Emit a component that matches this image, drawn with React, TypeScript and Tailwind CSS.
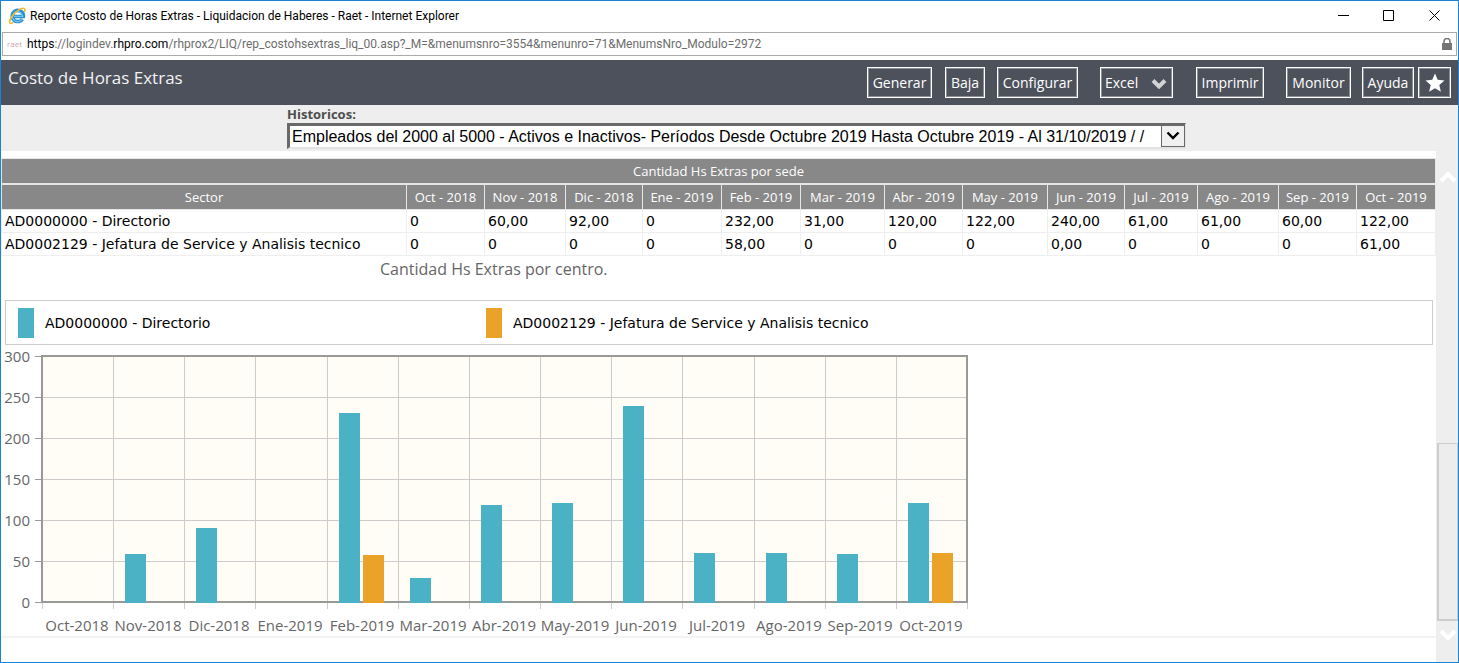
const months = [
  { table: 'Oct - 2018', axis: 'Oct-2018', directorio: '0', jefatura: '0' },
  { table: 'Nov - 2018', axis: 'Nov-2018', directorio: '60,00', jefatura: '0' },
  { table: 'Dic - 2018', axis: 'Dic-2018', directorio: '92,00', jefatura: '0' },
  { table: 'Ene - 2019', axis: 'Ene-2019', directorio: '0', jefatura: '0' },
  { table: 'Feb - 2019', axis: 'Feb-2019', directorio: '232,00', jefatura: '58,00' },
  { table: 'Mar - 2019', axis: 'Mar-2019', directorio: '31,00', jefatura: '0' },
  { table: 'Abr - 2019', axis: 'Abr-2019', directorio: '120,00', jefatura: '0' },
  { table: 'May - 2019', axis: 'May-2019', directorio: '122,00', jefatura: '0' },
  { table: 'Jun - 2019', axis: 'Jun-2019', directorio: '240,00', jefatura: '0,00' },
  { table: 'Jul - 2019', axis: 'Jul-2019', directorio: '61,00', jefatura: '0' },
  { table: 'Ago - 2019', axis: 'Ago-2019', directorio: '61,00', jefatura: '0' },
  { table: 'Sep - 2019', axis: 'Sep-2019', directorio: '60,00', jefatura: '0' },
  { table: 'Oct - 2019', axis: 'Oct-2019', directorio: '122,00', jefatura: '61,00' },
];

const sectors = [
  { name: 'AD0000000 - Directorio', key: 'directorio' as const },
  { name: 'AD0002129 - Jefatura de Service y Analisis tecnico', key: 'jefatura' as const },
];

const toNumber = (value: string) => parseFloat(value.replace(',', '.'));

const toolbarButton = 'h-[31px] border border-white shadow-[inset_0_0_0_1px_#8a8d95] text-white text-sm leading-7 text-center whitespace-nowrap';

function BrowserIcon() {
  return (
    <svg width="18" height="18" viewBox="0 0 18 18" fill="none" aria-hidden="true">
      <path d="M14.4 12.200a5.600 5.600 0 1 1 1-2.700H5" stroke="#2b8fd6" strokeWidth="3.600" />
      <path d="M13.8 12.400a5 5 0 1 1 .8-3H6" stroke="#6cc5f3" strokeWidth="1.400" />
      <path d="M4.500 15.800C1 18 .2 14.500 4.400 8.800 8.600 3.200 14.600.4 16.400 1.600c.9.6.7 1.800.2 2.800" stroke="#f0b92c" strokeWidth="1.600" strokeLinecap="round" />
    </svg>
  );
}

function TitleBar() {
  return (
    <div className="flex items-center h-[31px] pl-[7px] pb-[2px]">
      <BrowserIcon />
      <h1 className="flex-1 pl-1 text-xs text-black font-[Roboto,sans-serif]">
        Reporte Costo de Horas Extras - Liquidacion de Haberes - Raet - Internet Explorer
      </h1>
      <div className="flex">
        <button className="w-[45px] h-7 flex items-center justify-center" aria-label="Minimizar">
          <svg width="11" height="11" stroke="#000"><path d="M0 5.500h11" /></svg>
        </button>
        <button className="w-[45px] h-7 flex items-center justify-center" aria-label="Maximizar">
          <svg width="11" height="11" stroke="#000" fill="none"><path d="M.5.5h10v10H.5z" /></svg>
        </button>
        <button className="w-[47px] h-7 flex items-center justify-center" aria-label="Cerrar">
          <svg width="11" height="11" stroke="#000"><path d="M.5.5l10 10M10.500.5l-10 10" /></svg>
        </button>
      </div>
    </div>
  );
}

function AddressBar() {
  return (
    <div className="flex items-center h-6 mx-px mb-1 border border-[#ababab] px-1">
      <span className="w-5 text-[8px] leading-none text-[#c9a9ae]">raet</span>
      <p className="flex-1 text-xs text-[#6d6d6d] font-[Roboto,sans-serif]">
        <span className="text-black">https</span>://logindev.<span className="text-black">rhpro.com</span>
        /rhprox2/LIQ/rep_costohsextras_liq_00.asp?_M=&amp;menumsnro=3554&amp;menunro=71&amp;MenumsNro_Modulo=2972
      </p>
      <svg width="10" height="12" viewBox="0 0 10 12" aria-hidden="true">
        <path d="M2 6V3.500a3 3 0 0 1 6 0V6" fill="none" stroke="#757575" strokeWidth="1.500" />
        <path d="M0 5h10v7H0z" fill="#757575" />
      </svg>
    </div>
  );
}

function Toolbar() {
  return (
    <div className="flex items-start justify-between h-[45px] bg-[#4d515c] px-[7px]">
      <h2 className="pt-1 text-[17px] leading-7 text-[#f3f3f4]">Costo de Horas Extras</h2>
      <div className="flex pt-[7px]">
        <button className={`${toolbarButton} w-[65px] mr-[13px]`}>Generar</button>
        <button className={`${toolbarButton} w-10 mr-3`}>Baja</button>
        <button className={`${toolbarButton} w-[81px] mr-[22px]`}>Configurar</button>
        <button className={`${toolbarButton} w-[73px] mr-[23px] flex items-center justify-between pl-1 pr-[5px]`}>
          Excel
          <svg width="16" height="14" viewBox="0 0 16 14" fill="none" aria-hidden="true">
            <path d="M2 4.500l6 6 6-6" stroke="#d2d3d6" strokeWidth="4" />
          </svg>
        </button>
        <button className={`${toolbarButton} w-[68px] mr-[22px]`}>Imprimir</button>
        <button className={`${toolbarButton} w-[65px] mr-[11px]`}>Monitor</button>
        <button className={`${toolbarButton} w-[52px] mr-1`}>Ayuda</button>
        <button className={`${toolbarButton} w-[33px] flex items-center justify-center`} aria-label="Favoritos">
          <svg width="20" height="20" viewBox="0 0 20 20" fill="#fff" aria-hidden="true">
            <path d="M10 .5l2.700 6.300 6.800.6-5.200 4.500 1.600 6.800L10 15.200l-5.900 3.500 1.600-6.800L.5 7.400l6.800-.6z" />
          </svg>
        </button>
      </div>
    </div>
  );
}

function HistoryFilter() {
  return (
    <div className="h-[46px] bg-[#eee] pl-[286px] pt-px">
      <label htmlFor="historicos" className="block text-[13px] leading-[17px] font-bold text-[#4d4d4d]">
        Historicos:
      </label>
      <div className="relative w-[899px] max-w-full">
        <select
          id="historicos"
          className="block w-full h-[26px] appearance-none rounded-none bg-white border-t-[3px] border-l-[3px] border-b-2 border-r-2 border-t-[#696969] border-l-[#696969] border-b-[#e3e3e3] border-r-[#e3e3e3] pl-[2px] pr-6 text-base leading-[20px] text-black font-['Liberation_Sans',Arial,sans-serif]"
        >
          <option>
            Empleados del 2000 al 5000 - Activos e Inactivos- Períodos Desde Octubre 2019 Hasta Octubre 2019 - Al 31/10/2019 / /
          </option>
        </select>
        <span className="absolute right-px top-[2px] w-6 h-[22px] flex items-center justify-center bg-[#f0f0f0] border border-[#696969] pointer-events-none">
          <svg width="14" height="10" viewBox="0 0 14 10" fill="none" aria-hidden="true">
            <path d="M1.500 1.500l5.500 5.500L12.500 1.500" stroke="#000" strokeWidth="2.400" />
          </svg>
        </span>
      </div>
    </div>
  );
}

const headCell = 'border border-[#e6e6e6] bg-[#888] text-[13px] font-normal text-white text-center whitespace-nowrap';
const bodyCell = 'border border-[#eee] px-[3px] whitespace-nowrap';

function HoursTable() {
  return (
    <table className="w-full table-fixed border-collapse text-sm leading-5 text-black">
      <colgroup>
        <col />
        <col className="w-[78px]" />
        <col className="w-[81px]" />
        <col className="w-[77px]" />
        <col className="w-[79px]" />
        <col className="w-[79px]" />
        <col className="w-[84px]" />
        <col className="w-[78px]" />
        <col className="w-[85px]" />
        <col className="w-[77px]" />
        <col className="w-[73px]" />
        <col className="w-[81px]" />
        <col className="w-[78px]" />
        <col className="w-[79px]" />
      </colgroup>
      <thead>
        <tr className="h-[25px]">
          <th className={`${headCell} border-b-2`} colSpan={14}>Cantidad Hs Extras por sede</th>
        </tr>
        <tr className="h-[26px]">
          <th className={headCell}>Sector</th>
          {months.map((month) => (
            <th key={month.table} className={headCell}>{month.table}</th>
          ))}
        </tr>
      </thead>
      <tbody className="font-['DejaVu_Sans',Verdana,sans-serif]">
        {sectors.map((sector) => (
          <tr key={sector.key} className="h-[23px]">
            <td className={bodyCell}>{sector.name}</td>
            {months.map((month) => (
              <td key={month.table} className={bodyCell}>{month[sector.key]}</td>
            ))}
          </tr>
        ))}
      </tbody>
    </table>
  );
}

function Legend() {
  return (
    <div className="flex items-center h-[45px] ml-1 mr-[3px] border border-[#ccc] pl-3 text-sm text-black font-['DejaVu_Sans',Verdana,sans-serif]">
      <div className="flex items-center w-[468px]">
        <span className="w-4 h-[30px] mr-[11px] bg-[#4bb2c5]" />
        {sectors[0].name}
      </div>
      <div className="flex items-center">
        <span className="w-4 h-[30px] mr-[11px] bg-[#eaa228]" />
        {sectors[1].name}
      </div>
    </div>
  );
}

// Plot area of the bar chart, in svg units
const plot = { left: 41, top: 11, width: 925, height: 246, max: 300 };
const step = plot.width / months.length;
const ticks = [0, 50, 100, 150, 200, 250, 300];
const yOf = (value: number) => Math.round(plot.top + plot.height - (value / plot.max) * plot.height);
const xOf = (index: number) => Math.round(plot.left + index * step);

function BarChart() {
  const bottom = plot.top + plot.height;
  return (
    <svg width="971" height="291" className="block text-[15px] font-medium" fill="#666" role="img" aria-label="Cantidad Hs Extras por centro">
      <rect x={plot.left} y={plot.top} width={plot.width} height={plot.height} fill="#fffdf6" />
      {ticks.map((tick) => (
        <g key={tick}>
          <path d={`M${plot.left} ${yOf(tick) + 0.5}h${plot.width}`} stroke="#ccc" />
          <path d={`M${plot.left - 7} ${yOf(tick) + 0.5}h7`} stroke="#999" />
          <text x={plot.left - 12} y={yOf(tick) + 6} textAnchor="end">{tick}</text>
        </g>
      ))}
      {[...months, null].map((_, i) => (
        <path key={i} d={`M${xOf(i) + 0.5} ${plot.top}v${plot.height + 7}`} stroke="#ccc" />
      ))}
      <rect x={plot.left} y={plot.top} width={plot.width} height={plot.height} fill="none" stroke="#999" strokeWidth="2" />
      {months.map((month, i) => {
        const a = toNumber(month.directorio);
        const b = toNumber(month.jefatura);
        return (
          <g key={month.axis}>
            {a > 0 && <rect x={xOf(i) + 12} y={yOf(a) + 1} width="21" height={bottom - yOf(a)} fill="#4bb2c5" />}
            {b > 0 && <rect x={xOf(i) + 36} y={yOf(b) + 1} width="21" height={bottom - yOf(b)} fill="#eaa228" />}
            <text x={xOf(i) + 35} y={bottom + 29} textAnchor="middle">{month.axis}</text>
          </g>
        );
      })}
    </svg>
  );
}

function ScrollRail() {
  return (
    <div className="flex flex-col items-center w-[22px] bg-[#eee]" aria-hidden="true">
      <svg width="18" height="12" viewBox="0 0 18 12" fill="none" className="mt-5 ml-[2px]">
        <path d="M2 10l7-7 7 7" stroke="#fff" strokeWidth="4" />
      </svg>
      <div className="flex-1" />
      <div className="w-[21px] h-[178px] border-2 border-r border-t border-[#ccc] bg-[#ededed]" />
      <svg width="18" height="12" viewBox="0 0 18 12" fill="none" className="mt-2 mb-[21px] ml-[2px]">
        <path d="M2 2l7 7 7-7" stroke="#fff" strokeWidth="4" />
      </svg>
    </div>
  );
}

export default function App() {
  return (
    <div className="min-h-screen flex flex-col border border-[#1883d7] bg-white font-['Open_Sans','Noto_Sans',sans-serif]">
      <TitleBar />
      <AddressBar />
      <Toolbar />
      <HistoryFilter />
      <main className="flex flex-1">
        <div className="flex-1 min-w-0 pt-[7px]">
          <HoursTable />
          <p className="pt-[2px] pl-[379px] pb-[19px] text-base leading-[23px] text-[#666]">Cantidad Hs Extras por centro.</p>
          <Legend />
          <div className="border-b-2 border-[#f3f3f3]">
            <BarChart />
          </div>
        </div>
        <ScrollRail />
      </main>
    </div>
  );
}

### What you have to do
Skip the pictures, please, and transcribe only the lines from the beginning of the material through the one that contains "const toolbarButton = 'h-[31px]".

### Written solution
Emit a component that matches this image, drawn with React, TypeScript and Tailwind CSS.
const months = [
  { table: 'Oct - 2018', axis: 'Oct-2018', directorio: '0', jefatura: '0' },
  { table: 'Nov - 2018', axis: 'Nov-2018', directorio: '60,00', jefatura: '0' },
  { table: 'Dic - 2018', axis: 'Dic-2018', directorio: '92,00', jefatura: '0' },
  { table: 'Ene - 2019', axis: 'Ene-2019', directorio: '0', jefatura: '0' },
  { table: 'Feb - 2019', axis: 'Feb-2019', directorio: '232,00', jefatura: '58,00' },
  { table: 'Mar - 2019', axis: 'Mar-2019', directorio: '31,00', jefatura: '0' },
  { table: 'Abr - 2019', axis: 'Abr-2019', directorio: '120,00', jefatura: '0' },
  { table: 'May - 2019', axis: 'May-2019', directorio: '122,00', jefatura: '0' },
  { table: 'Jun - 2019', axis: 'Jun-2019', directorio: '240,00', jefatura: '0,00' },
  { table: 'Jul - 2019', axis: 'Jul-2019', directorio: '61,00', jefatura: '0' },
  { table: 'Ago - 2019', axis: 'Ago-2019', directorio: '61,00', jefatura: '0' },
  { table: 'Sep - 2019', axis: 'Sep-2019', directorio: '60,00', jefatura: '0' },
  { table: 'Oct - 2019', axis: 'Oct-2019', directorio: '122,00', jefatura: '61,00' },
];

const sectors = [
  { name: 'AD0000000 - Directorio', key: 'directorio' as const },
  { name: 'AD0002129 - Jefatura de Service y Analisis tecnico', key: 'jefatura' as const },
];

const toNumber = (value: string) => parseFloat(value.replace(',', '.'));

const toolbarButton = 'h-[31px] border border-white shadow-[inset_0_0_0_1px_#8a8d95] text-white text-sm leading-7 text-center whitespace-nowrap';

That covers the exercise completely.